Non è certo facile affrontare con umiltà un argomento così delicato in cui il rischio di assolutizzare e universalizzare la propria opinione personale è forte, e anche se personalmente non sono sicuro di evitare il suddetto rischio resto comunque convinto della possibilità, anzi della necessità, di trovare un minimo comune denominatore che permetta di iniziare un discorso che possa essere un po' più condivisibile rispetto alla mia pura e semplice opinione personale, a costo anche di sacrificare considerazioni più intime.
Dovrebbe risultare banale ricordare che un importante aiuto in questo senso viene dalla storia stessa dell'hardcore in Italia, una storia legata alle realtà dei centri sociali, alle pratiche dell'autogestione, dell'autoproduzione, dell'antagonismo e del "do it yourself, filosofie di vita, concetti e prese di posizione che trovarono la loro concretizzazione nell'occupazione di nuovi spazi, nell'organizzazione di concerti, nella redazione di fanzine come quella che avete per le mani e in mille altre attività.

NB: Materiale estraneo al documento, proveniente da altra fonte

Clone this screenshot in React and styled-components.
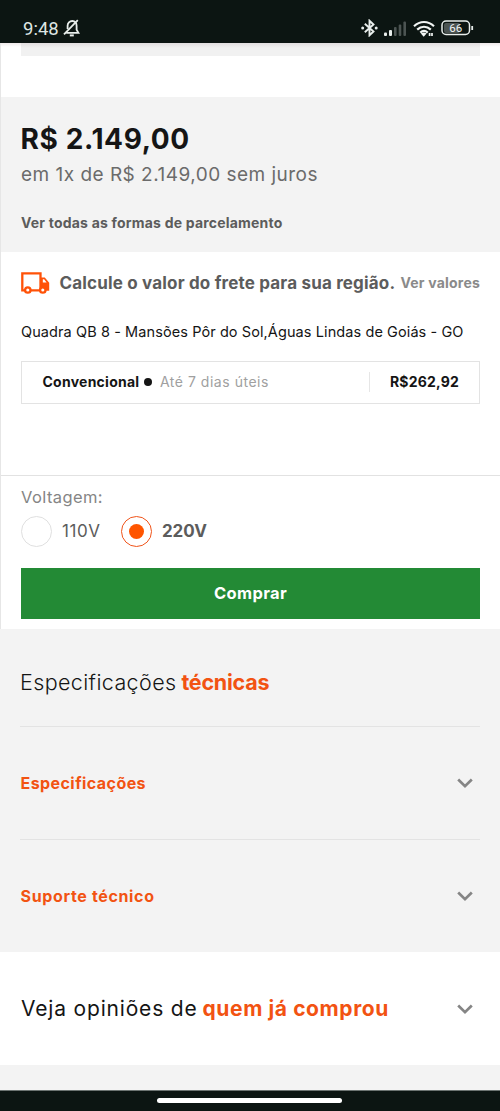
import React from "react";
import styled, { createGlobalStyle } from "styled-components";

const GlobalStyle = createGlobalStyle`
  * { box-sizing: border-box; }
  body { margin: 0; background: #f3f3f3; font-family: Inter, "Liberation Sans", sans-serif; }
`;
const Screen = styled.div`
  width: 500px;
  height: 1111px;
  display: flex;
  flex-direction: column;
  overflow: hidden;
  background: #f3f3f3;
`;
const Text = styled.span`
  display: block;
  white-space: nowrap;
  font-size: ${(p) => p.$size}px;
  font-weight: ${(p) => p.$weight || 400};
  line-height: ${(p) => p.$line || 20}px;
  letter-spacing: ${(p) => p.$track || 0}px;
  color: ${(p) => p.$color || "#151515"};
`;
const StatusBar = styled.header`
  height: 43px;
  flex: none;
  display: flex;
  justify-content: space-between;
  padding: 13px 26px 0 23px;
  background: #0c1512;
`;
const StatusGroup = styled.div`
  display: flex;
  align-items: center;
  height: 30px;
  gap: ${(p) => p.$gap}px;
`;
const Clock = styled.span`
  font: 400 18.5px/30px Roboto, sans-serif;
  padding-top: 1px;
  color: #dfe5e3;
`;
const Product = styled.main`
  flex: none;
  border-left: 1px solid #e6e6e6;
  background: #fff;
`;
const Gallery = styled.div`
  height: 54px;
  padding: 0 20px;
  background: linear-gradient(#efe9ea, #fff 4px);
`;
const GalleryEdge = styled.div`
  height: 13px;
  background: linear-gradient(#e2dedf, #f1f1f1 5px);
`;
const PriceBlock = styled.section`
  height: 155px;
  padding: 25px 20px 0;
  background: #f3f3f3;
`;
const Price = styled(Text)`
  margin-left: -0.5px;
`;
const Installments = styled(Text)`
  margin: 6px 0 26px;
`;
const Shipping = styled.section`
  height: 224px;
  padding: 20px 20px 0;
  border-bottom: 1px solid #e2e2e2;
`;
const ShippingHead = styled.div`
  display: flex;
  align-items: center;
  height: 22px;
  svg { margin-right: 9.5px; flex: none; }
`;
const ValuesLink = styled(Text)`
  margin-left: auto;
`;
const Address = styled(Text)`
  margin: 28px 0 19px;
`;
const Option = styled.div`
  display: flex;
  align-items: center;
  height: 43px;
  padding: 0 20px 1px 20.5px;
  border: 1px solid #e3e3e3;
`;
const Dot = styled.i`
  width: 8px;
  height: 8px;
  margin: 0 8px 0 4.5px;
  border-radius: 50%;
  background: #151515;
`;
const OptionPrice = styled.div`
  margin-left: auto;
  padding-left: 20px;
  border-left: 1px solid #e6e6e6;
`;
const Purchase = styled.section`
  height: 153px;
  padding: 11px 20px 0;
`;
const Radios = styled.div`
  display: flex;
  align-items: center;
  height: 31px;
  margin: 9px 0 20.5px;
`;
const Radio = styled.i`
  width: 31px;
  height: 31px;
  flex: none;
  display: grid;
  place-items: center;
  margin-right: 10px;
  border-radius: 50%;
  border: 1px solid ${(p) => (p.$on ? "#f0541a" : "#e0e0e0")};
  &::after {
    content: "";
    width: 15px;
    height: 15px;
    border-radius: 50%;
    background: ${(p) => (p.$on ? "#ff5500" : "transparent")};
  }
`;
const RadioLabel = styled(Text)`
  width: 59px;
  padding-bottom: 2px;
`;
const BuyButton = styled.button`
  display: block;
  width: 100%;
  height: 51px;
  padding: 0;
  border: 0;
  background: #238a35;
  font: 700 16.5px/51px Inter, sans-serif;
  letter-spacing: 0.35px;
  color: #fff;
`;
const Specs = styled.section`
  height: 323px;
  flex: none;
  padding: 0 20px;
`;
const Heading = styled.h2`
  display: flex;
  gap: ${(p) => p.$gap}px;
  margin: 0;
`;
const SpecsHeading = styled(Heading)`
  height: 97px;
  padding-top: 40px;
`;
const AccordionRow = styled.div`
  height: 113px;
  display: flex;
  align-items: center;
  justify-content: space-between;
  padding: 0 7px 0 0.5px;
  border-top: 1px solid #e3e3e3;
`;
const Reviews = styled.section`
  height: 113px;
  flex: none;
  display: flex;
  align-items: center;
  justify-content: space-between;
  padding: 1px 27px 0 21px;
  background: #fff;
`;
const NavBar = styled.footer`
  height: 21px;
  flex: none;
  margin-top: auto;
  display: flex;
  justify-content: center;
  padding: 7px 1px 0 0;
  border-top: 1px solid #6d7472;
  background: #0c1512;
`;
const NavPill = styled.i`
  width: 185px;
  height: 5px;
  border-radius: 3px;
  background: #fff;
`;

const BellOff = () => (
  <svg width="17" height="18" viewBox="0 0 17 18" fill="none" stroke="#e9eeec" strokeWidth="1.8">
    <path d="M3.200 13.800h12.200l-1.800-3V6.800c0-2.900-1.600-4.800-4.300-4.800S4.600 4 4.600 6.800v3.200" />
    <path d="M1 15.400 14.800 1.200" />
    <path d="M6.800 16.400h4" strokeWidth="2" />
  </svg>
);
const Bluetooth = () => (
  <svg width="17" height="18" viewBox="0 0 17 18" fill="none" stroke="#e9eeec" strokeWidth="1.900">
    <path d="M3.800 4.700 12.500 12.500 8.500 16.300V1.700L12.500 5.500 3.800 13.300" />
    <circle cx="1.700" cy="9" r="1.500" fill="#e9eeec" stroke="none" />
    <circle cx="15.200" cy="9" r="1.500" fill="#e9eeec" stroke="none" />
  </svg>
);
const Signal = () => (
  <svg width="23" height="15" viewBox="0 0 23 15">
    <rect x="0" y="11.500" width="3" height="3.500" rx="1" fill="#e9eeec" />
    <rect x="5" y="9" width="3" height="6" rx="1" fill="#e9eeec" />
    <rect x="10" y="6" width="2.600" height="9" rx="1" fill="#4c5452" />
    <rect x="14.700" y="3.500" width="2.600" height="11.500" rx="1" fill="#4c5452" />
    <rect x="19.400" y="0.500" width="2.600" height="14.500" rx="1" fill="#4c5452" />
  </svg>
);
const Wifi = () => (
  <svg width="22" height="17" viewBox="0 0 22 17" fill="none" stroke="#f2f5f4" strokeWidth="2.200">
    <path d="M1 6.200c5.800-5.600 14.200-5.600 20 0M4.200 9.600c4-3.800 9.600-3.800 13.600 0M7.300 12.600c2.200-2 5.200-2 7.400 0" />
    <path d="M7.800 13.500 10.700 16.800l2.900-3.300c-1.700-1.400-4.100-1.400-5.800 0Z" fill="#f2f5f4" stroke="none" />
    <path d="M16.600 13v3M19 13v3" strokeWidth="1.700" />
  </svg>
);
const Battery = () => (
  <svg width="33" height="16" viewBox="0 0 33 16">
    <rect x="3" y="3" width="16" height="10" rx="2" fill="#4c5452" />
    <rect x="1" y="1" width="27.500" height="13.500" rx="4" fill="none" stroke="#e9eeec" strokeWidth="1.500" />
    <path d="M31.200 6v4" stroke="#e9eeec" strokeWidth="1.800" />
    <text x="14.700" y="12" textAnchor="middle" fontFamily="Roboto, sans-serif" fontSize="11.500" fill="#f2f5f4">66</text>
  </svg>
);
const Truck = () => (
  <svg width="29" height="22" viewBox="0 0 29 22">
    <path d="M19.500 5.500h4.300l4.400 5.200v8H19.500Z" fill="#ff5208" />
    <path d="M21.800 7.300h1.300l2.500 3.200h-3.800Z" fill="#fff" />
    <path d="M1.300 1.300h18.200v17H1.300Z" fill="#fff" stroke="#ff5208" strokeWidth="2.300" />
    <circle cx="6.800" cy="18" r="2.700" fill="#fff" stroke="#ff5208" strokeWidth="2.300" />
    <circle cx="21.800" cy="18" r="2.700" fill="#fff" stroke="#ff5208" strokeWidth="2.300" />
  </svg>
);
const Chevron = () => (
  <svg width="16" height="12" viewBox="0 0 16 12" fill="none" stroke="#858585" strokeWidth="2.700">
    <path d="M1.200 2.500 8 9.100 14.800 2.500" />
  </svg>
);

const ORANGE = "#f25312";

export default function App() {
  return (
    <Screen>
      <GlobalStyle />
      <StatusBar>
        <StatusGroup $gap={4}>
          <Clock>9:48</Clock>
          <BellOff />
        </StatusGroup>
        <StatusGroup $gap={6}>
          <Bluetooth />
          <Signal />
          <Wifi />
          <Battery />
        </StatusGroup>
      </StatusBar>
      <Product>
        <Gallery><GalleryEdge /></Gallery>
        <PriceBlock>
          <Price $size={28} $weight={700} $line={35} $track={0.62}>R$ 2.149,00</Price>
          <Installments $size={19} $line={24} $track={0.48} $color="#6b6b6b">em 1x de R$ 2.149,00 sem juros</Installments>
          <Text $size={14} $weight={700} $track={0.2} $color="#5c5c5c">Ver todas as formas de parcelamento</Text>
        </PriceBlock>
        <Shipping>
          <ShippingHead>
            <Truck />
            <Text $size={17} $weight={700} $track={0.17} $color="#5c5c5c">Calcule o valor do frete para sua região.</Text>
            <ValuesLink $size={14} $weight={700} $track={0.2} $color="#8a8a8a">Ver valores</ValuesLink>
          </ShippingHead>
          <Address $size={14.5} $track={0.09}>Quadra QB 8 - Mansões Pôr do Sol,Águas Lindas de Goiás - GO</Address>
          <Option>
            <Text $size={14} $weight={700} $track={0.25}>Convencional</Text>
            <Dot />
            <Text $size={14} $track={0.53} $color="#a0a0a0">Até 7 dias úteis</Text>
            <OptionPrice>
              <Text $size={14} $weight={700} $track={0.2}>R$262,92</Text>
            </OptionPrice>
          </Option>
        </Shipping>
        <Purchase>
          <Text $size={16.5} $track={0.4} $color="#858585">Voltagem:</Text>
          <Radios>
            <Radio />
            <RadioLabel $size={17} $track={0.6} $color="#5c5c5c">110V</RadioLabel>
            <Radio $on />
            <RadioLabel $size={17} $weight={700} $track={-0.1} $color="#5c5c5c">220V</RadioLabel>
          </Radios>
          <BuyButton>Comprar</BuyButton>
        </Purchase>
      </Product>
      <Specs>
        <SpecsHeading $gap={5}>
          <Text $size={21.5} $weight={300} $line={26} $track={0.38}>Especificações</Text>
          <Text $size={21.5} $weight={700} $line={26} $track={-0.25} $color={ORANGE}>técnicas</Text>
        </SpecsHeading>
        <AccordionRow>
          <Text $size={16} $weight={700} $track={0.43} $color={ORANGE}>Especificações</Text>
          <Chevron />
        </AccordionRow>
        <AccordionRow>
          <Text $size={16} $weight={700} $track={0.65} $color={ORANGE}>Suporte técnico</Text>
          <Chevron />
        </AccordionRow>
      </Specs>
      <Reviews>
        <Heading $gap={5}>
          <Text $size={21} $line={26} $track={0.82}>Veja opiniões de</Text>
          <Text $size={21} $weight={700} $line={26} $track={0.6} $color={ORANGE}>quem já comprou</Text>
        </Heading>
        <Chevron />
      </Reviews>
      <NavBar><NavPill /></NavBar>
    </Screen>
  );
}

E' evidente che in un tale contesto, comune per diversi tratti ad altre esperienze europee, non vi fosse spazio alcuno per ideologie di destra, inoltre bisogna considerare che anche esternamente alla scena, in una società italiana meno spoliticizzata e in un sentire comune non ancora stordito dalle sirene del revisionismo, l'antifascismo veniva percepito come qualcosa di più ovvio e scontato di quanto non lo sia oggi.
E' alla luce di queste riflessioni appena accennate che si possono riscontrare alcune distorsioni più o meno gravi e preoccupanti nella scena italiana dei nostri giorni.
Innanzitutto, come del resto per molti altri aspetti sociali e culturali, è in atto una continua re-importazione di culture, valori e concezioni d'oltreoceano (che a volte produce elementi anche peggiori degli originali), persino di quelli precedentemente già acquisiti ma che avevano già tracciato nel locale una propria distinta e irripetibile strada, come nel caso dell'hardcore. E' evidente che un siffatto spostamento verso un modello di società basata in larga parte sul consumismo e l'esteriorità, che riposa tra l’altro sul disprezzo e sul rifiuto aprioristico di qualunque ideologia, non può non avere ripercussioni all'interno della scena. E non si tratta banalmente di un problema di moda o di stile, semmai questi costituiscono gli aspetti visibili della questione, il danno più grande risiede in profondità, nella strisciante spoliticizzazione e nel crescente sentimento individualista (e consumista) che alla lunga finiscono per spalancare le porte dei concerti a soggetti ambigui, in un ambiente frammentato e in cui, banalizzando ma poi neanche troppo, consistenti strati sono più preoccupati dall'ultimo modello di scarpa da inseguire piuttosto che da determinate presenze.
Ma la questione principale a mio avviso non è neanche tanto quella della presenza fisica, a sua volta conseguenza e parte “visibile” del fenomeno, quanto la legittimazione che di fatto scaturisce da un ambiente blandamente ostile se non indifferente, rispetto ad una sorta di appropriazione del concetto di hardcore per cui l’etichetta hardcore “di destra” diventa una definizione come un’altra, sicché così come abbiamo l’oldschool, il thrashcore, il grindcore ecc un giorno potremmo aspettarci (se già non esiste) l’hardcore neofascista. Ma a quel punto temo nessuno si scomporrà più di tanto (la pettinatura).
Indubbiamente si tratta di scenari ancora ipotetici o limitati a realtà per ora circoscritte, ma è evidente che il fenomeno rischia di ampliarsi parallelamente alla progressiva spoliticizzazione della scena e della società nel complesso, anche tenendo presenti le crescenti difficoltà degli spazi sociali, la cui sopravvivenza è sempre più a rischio, e al conseguente spostamento verso locali e situazioni più neutre, spoglie e disinteressate, per tacere di quelle più propriamente “sospette”, dal punto di vista dell’ambiente e del significato politico.
Con questo non auspico certo la “militarizzazione” della scena nè tantomeno la riduzione dell’hardcore a mero sloganismo, personalmente rispetto, e anzi sposo nel mio piccolo, una certa lettura introspettiva/intimista, l’importante però è che questa si inserisca in una cornice più attenta e consapevole rispetto a certi temi e che anche nel momento di maggiore ricerca interiore e musicale si sappiano tener fermi determinati punti.
La “soluzione” non è l’ottusità ma la consapevolezza, certamente anche del fatto che a volte è necessario dare segnali forti, a costo di sacrificare la propria creatività ed espressività.